» **Exercise task**: Scan the material for the word "React", and copy each line where it shows up.

» **Source data**:
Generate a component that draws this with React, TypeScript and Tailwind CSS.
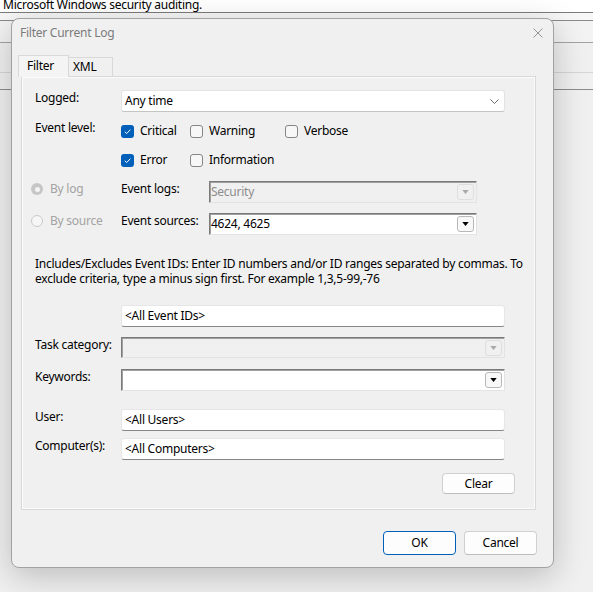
import React from 'react';

interface CheckProps {
  label: string;
  checked?: boolean;
}

const Check: React.FC<CheckProps> = ({ label, checked = false }) => (
  <div className="flex h-[22px] items-center gap-[6px]">
    {checked ? (
      <span className="flex h-[13px] w-[13px] items-center justify-center rounded-[3px] bg-[#005fb8]">
        <svg viewBox="0 0 10 10" className="h-[9px] w-[9px]">
          <path d="M2 5.3 L4.1 7.3 L8.2 2.9" stroke="#fff" strokeWidth="1.1" fill="none" />
        </svg>
      </span>
    ) : (
      <span className="h-[13px] w-[13px] rounded-[3px] border border-[#858585] bg-[#f7f7f7]" />
    )}
    <span>{label}</span>
  </div>
);

const DropButton: React.FC<{ disabled?: boolean }> = ({ disabled = false }) => (
  <span
    className={`flex h-[16px] w-[17px] items-center justify-center rounded-[3px] border ${
      disabled ? 'border-[#dedede] bg-[#f0f0f0]' : 'border-[#b8b8b8] bg-[#f8f8f8]'
    }`}
  >
    <svg viewBox="0 0 8 5" className="h-[4px] w-[7px]">
      <path d="M0 0 H8 L4 5 Z" fill={disabled ? '#a8a8a8' : '#000'} />
    </svg>
  </span>
);

// old style sunken combo box
const ClassicCombo: React.FC<{ value?: string; disabled?: boolean; className?: string }> = ({
  value = '',
  disabled = false,
  className = '',
}) => (
  <div
    className={`flex items-center justify-between border border-t-[#7a7a7a] border-l-[#7a7a7a] border-r-[#e3e3e3] border-b-[#e3e3e3] pr-[2px] shadow-[inset_1px_1px_0_#a0a0a0] ${
      disabled ? 'bg-[#f0f0f0] text-[#8d8d8d]' : 'bg-white text-black'
    } ${className}`}
  >
    <span className="pl-[1px] leading-[16px]">{value}</span>
    <DropButton disabled={disabled} />
  </div>
);

const TextBox: React.FC<{ value: string }> = ({ value }) => (
  <div className="flex h-[22px] w-[384px] items-center rounded-[3px] border border-[#e6e6e6] border-b-[#868686] bg-white pl-[3px] leading-[16px]">
    {value}
  </div>
);

const Label: React.FC<{ children: React.ReactNode }> = ({ children }) => (
  <div className="w-[86px] shrink-0 leading-[16px]">{children}</div>
);

const Radio: React.FC<{ label: string; checked?: boolean }> = ({ label, checked = false }) => (
  <div className="flex w-[90px] shrink-0 items-center gap-[7px] pt-[1px] leading-[14px] text-[#a3a3a3]">
    {checked ? (
      <span className="flex h-[12px] w-[12px] items-center justify-center rounded-full bg-[#c6c6c6]">
        <span className="h-[5px] w-[5px] rounded-full bg-[#f4f4f4]" />
      </span>
    ) : (
      <span className="h-[12px] w-[12px] rounded-full border border-[#cacaca] bg-[#f6f6f6]" />
    )}
    <span>{label}</span>
  </div>
);

const Button: React.FC<{ label: string; primary?: boolean; className?: string }> = ({
  label,
  primary = false,
  className = '',
}) => (
  <div
    className={`flex w-[73px] items-center justify-center rounded-[4px] border bg-[#fdfdfd] ${
      primary ? 'border-[#005fb8]' : 'border-[#d0d0d0] border-b-[#bdbdbd]'
    } ${className}`}
  >
    {label}
  </div>
);

export default function App() {
  return (
    <div className="relative flex h-[592px] w-[593px] flex-col overflow-hidden bg-[#f0f0f0] font-['Noto_Sans',sans-serif] text-[12px] tracking-[-0.25px] text-black">
      {/* event viewer behind the dialog */}
      <div className="h-[12px] overflow-hidden bg-white pl-[3px]">
        <div className="-mt-[3px] leading-[15px]">Microsoft Windows security auditing.</div>
      </div>
      <div className="h-[8px] border-t border-[#7c7c7c] bg-[#f7f7f7]" />
      <div className="h-[22px] border-t border-[#8a8a8a] bg-[#f3f3f3]" />
      <div className="h-[30px] border-t border-[#a3a3a3] bg-[#f0f0f0]" />
      <div className="h-[17px] border-t border-[#d6d6d6] bg-[#f0f0f0]" />
      <div className="flex-1 border-t border-[#8c8c8c] bg-[#f0f0f0]" />

      {/* Filter Current Log dialog */}
      <div className="absolute left-[11px] top-[18px] flex h-[550px] w-[543px] flex-col rounded-[8px] border border-[#a2a2a2] bg-[#f0f0f0] shadow-[0_8px_32px_rgba(0,0,0,0.22)]">
        <div className="flex h-[28px] items-center justify-between pl-[8px] pr-[10px]">
          <span className="text-[#7b7b7b]">Filter Current Log</span>
          <svg viewBox="0 0 10 10" className="h-[10px] w-[10px]">
            <path d="M0.5 0.5 L9.5 9.5 M9.5 0.5 L0.5 9.5" stroke="#8a8a8a" strokeWidth="0.9" />
          </svg>
        </div>

        <div className="ml-[6px] mt-[8px] flex h-[21px] items-end">
          <div className="relative z-10 -mb-[1px] flex h-[22px] w-[51px] items-center border border-b-0 border-[#d9d9d9] bg-[#f4f4f4] pb-[2px] pl-[8px]">
            Filter
          </div>
          <div className="flex h-[19px] w-[44px] items-center border border-b-0 border-l-0 border-[#d9d9d9] bg-[#f0f0f0] pl-[4px]">
            XML
          </div>
        </div>

        <div className="ml-[9px] flex h-[434px] w-[515px] flex-col border border-[#d9d9d9] bg-[#f0f0f0] pl-[13px] shadow-[inset_1px_1px_0_#fbfbfb,inset_-1px_-1px_0_#fbfbfb]">
          <div className="mt-[13px] flex items-start">
            <Label>Logged:</Label>
            <div className="flex h-[22px] w-[384px] items-center justify-between rounded-[3px] border border-[#e3e3e3] border-b-[#c4c4c4] bg-white pl-[3px] pr-[5px]">
              <span className="leading-[16px]">Any time</span>
              <svg viewBox="0 0 9 5" className="h-[5px] w-[9px]">
                <path d="M0.5 0.5 L4.5 4.5 L8.5 0.5" stroke="#5c5c5c" strokeWidth="0.9" fill="none" />
              </svg>
            </div>
          </div>

          <div className="mt-[8px] flex items-start">
            <Label>Event level:</Label>
            <div className="flex flex-col gap-[7px]">
              <div className="flex">
                <div className="w-[69px]">
                  <Check label="Critical" checked />
                </div>
                <div className="w-[95px]">
                  <Check label="Warning" />
                </div>
                <Check label="Verbose" />
              </div>
              <div className="flex">
                <div className="w-[69px]">
                  <Check label="Error" checked />
                </div>
                <Check label="Information" />
              </div>
            </div>
          </div>

          <div className="-ml-[4px] mt-[10px] flex items-start">
            <Radio label="By log" checked />
            <div className="w-[88px] shrink-0 leading-[16px]">Event logs:</div>
            <ClassicCombo value="Security" disabled className="h-[22px] w-[268px]" />
          </div>

          <div className="-ml-[4px] mt-[10px] flex items-start">
            <Radio label="By source" />
            <div className="w-[88px] shrink-0 leading-[16px]">Event sources:</div>
            <ClassicCombo value="4624, 4625" className="h-[22px] w-[268px]" />
          </div>

          <p className="mt-[21px] w-[495px] leading-[15px]">
            Includes/Excludes Event IDs: Enter ID numbers and/or ID ranges separated by commas. To exclude criteria,
            type a minus sign first. For example 1,3,5-99,-76
          </p>

          <div className="mt-[19px] flex">
            <div className="w-[86px] shrink-0" />
            <TextBox value="<All Event IDs>" />
          </div>

          <div className="mt-[10px] flex items-start">
            <Label>Task category:</Label>
            <ClassicCombo disabled className="h-[21px] w-[384px]" />
          </div>

          <div className="mt-[11px] flex items-start">
            <Label>Keywords:</Label>
            <ClassicCombo className="h-[22px] w-[384px]" />
          </div>

          <div className="mt-[18px] flex items-start">
            <Label>User:</Label>
            <TextBox value="<All Users>" />
          </div>

          <div className="mt-[7px] flex items-start">
            <Label>Computer(s):</Label>
            <TextBox value="<All Computers>" />
          </div>

          <div className="mt-[13px] flex justify-end pr-[20px]">
            <Button label="Clear" className="h-[21px]" />
          </div>
        </div>

        <div className="mt-[21px] flex justify-end gap-[8px] pr-[16px]">
          <Button label="OK" primary className="h-[24px]" />
          <Button label="Cancel" className="h-[24px]" />
        </div>
      </div>
    </div>
  );
}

» **Task output**:
Generate a component that draws this with React, TypeScript and Tailwind CSS.
import React from 'react';
const Check: React.FC<CheckProps> = ({ label, checked = false }) => (
const DropButton: React.FC<{ disabled?: boolean }> = ({ disabled = false }) => (
const ClassicCombo: React.FC<{ value?: string; disabled?: boolean; className?: string }> = ({
const TextBox: React.FC<{ value: string }> = ({ value }) => (
const Label: React.FC<{ children: React.ReactNode }> = ({ children }) => (
const Radio: React.FC<{ label: string; checked?: boolean }> = ({ label, checked = false }) => (
const Button: React.FC<{ label: string; primary?: boolean; className?: string }> = ({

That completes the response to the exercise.